795 Fifth Avenue Corporation, the defendant in the district court, owns the Hotel Pierre, a cooperative apartment building in Manhattan. For a period of time, the plaintiffs-appellees managed the building and leased a portion of it to operate a transient hotel. The legal relations between the parties were governed by a document entitled Lease and Management Agreement and dated November 1, 1973. The Agreement had a 21-year term but provided that either party could terminate without cause at the end of 1977 or at three year intervals thereafter.

The Agreement provided a formula to determine the amount of compensation to be paid appellees for managing the building. Disputes over the amount owed were to be resolved by a procedure specified in Paragraph 32(c), which we set out in pertinent part in the margin. That paragraph provides for a panel of agreed-upon or court-appointed certified public accountants to resolve disputes over the amounts owed under the agreement.

Beginning in 1976, the parties were unable to agree on the amount of the annual management fee, and appellant paid a smaller sum than that requested by the appellees for the years 1976 through 1980. Neither party invoked the procedures specified in Paragraph 32(c). At the end of 1980, appellant terminated the Agreement. Shortly thereafter, appellees brought the present diversity action seeking $4,967,900 in annual management fees and $2,659,005 in capital improvements allegedly due them under the Agreement for the period 1976 through 1980. Appellant’s answer asserted several affirmative defenses, two of which are relevant on this appeal. First, it claimed that the appellees acquiesced in the lower fee payments, thus either waiving their claim or estopping them from raising it. Second, it asserted that appellees’ failure to invoke the dispute resolution procedure of Paragraph 32(c) barred resort to judicial remedies.

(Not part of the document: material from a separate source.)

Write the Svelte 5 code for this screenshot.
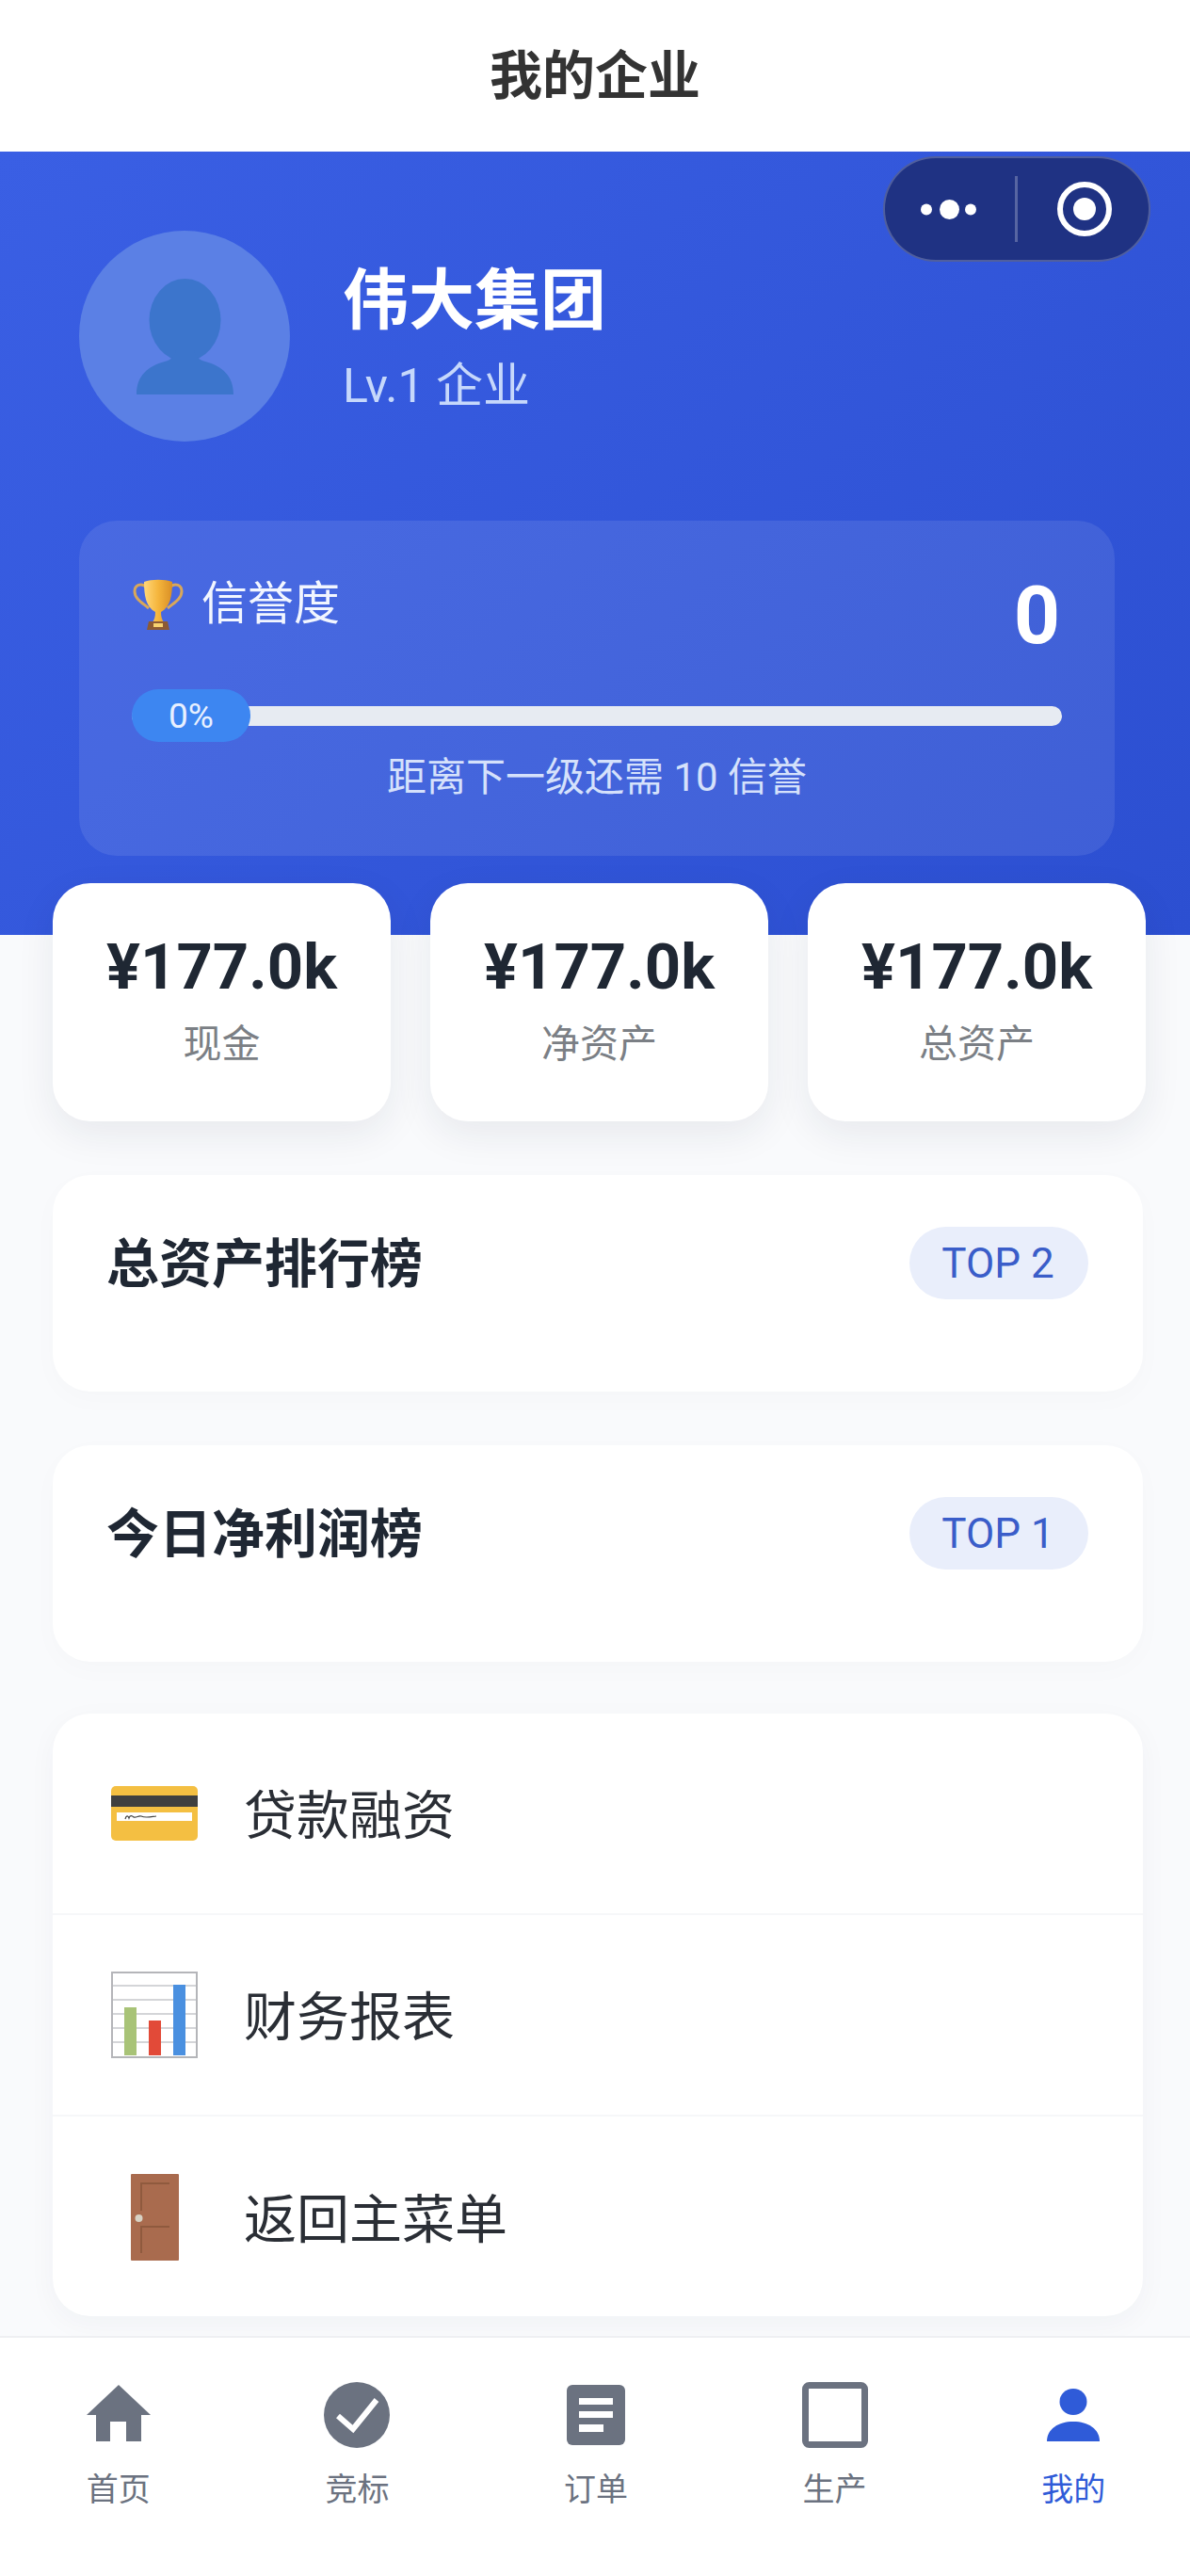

Appellant moved for summary judgment on Count I of the complaint relating to management fees (the capital improvements count has been voluntarily dismissed) on the grounds, as stated in defendant’s notice of motion, that “plaintiffs have failed to comply with the dispute resolution provisions of the Agreement, a condition precedent to maintaining this Action....”

The issues underlying this appeal originated during the argument on the summary judgment motion in the district court. In joining issue, counsel for appellant argued that invocation of the dispute resolution procedure of Paragraph 32(c) was a condition precedent to suit over compensation. Counsel for appellees contended that Paragraph 32(c) was not intended to cover a “legal dispute” over what costs were compensable under the Agreement, which he claimed was the disputed issue in this case. Instead, he claimed it was limited to disputes over the amount of costs actually incurred, or “numbers disputes” suitable for resolution by accountants, matters he said were not in issue.

In tangential but extended colloquies with the court, counsel for appellant also stated that the dispute resolution procedure had to be invoked annually in a timely fashion “so that increased current expenses might be allocated among existing cooperative owners rather than borne by those who might purchase in later years.” He made it clear in such colloquies that appellant believed appellees had waived their claims for all years in dispute save 1980 by acquiescing in the appellant’s payments. Nevertheless, counsel explicitly stated that the waiver defense was not the basis for his motion for summary judgment and could not be resolved by the court at that time.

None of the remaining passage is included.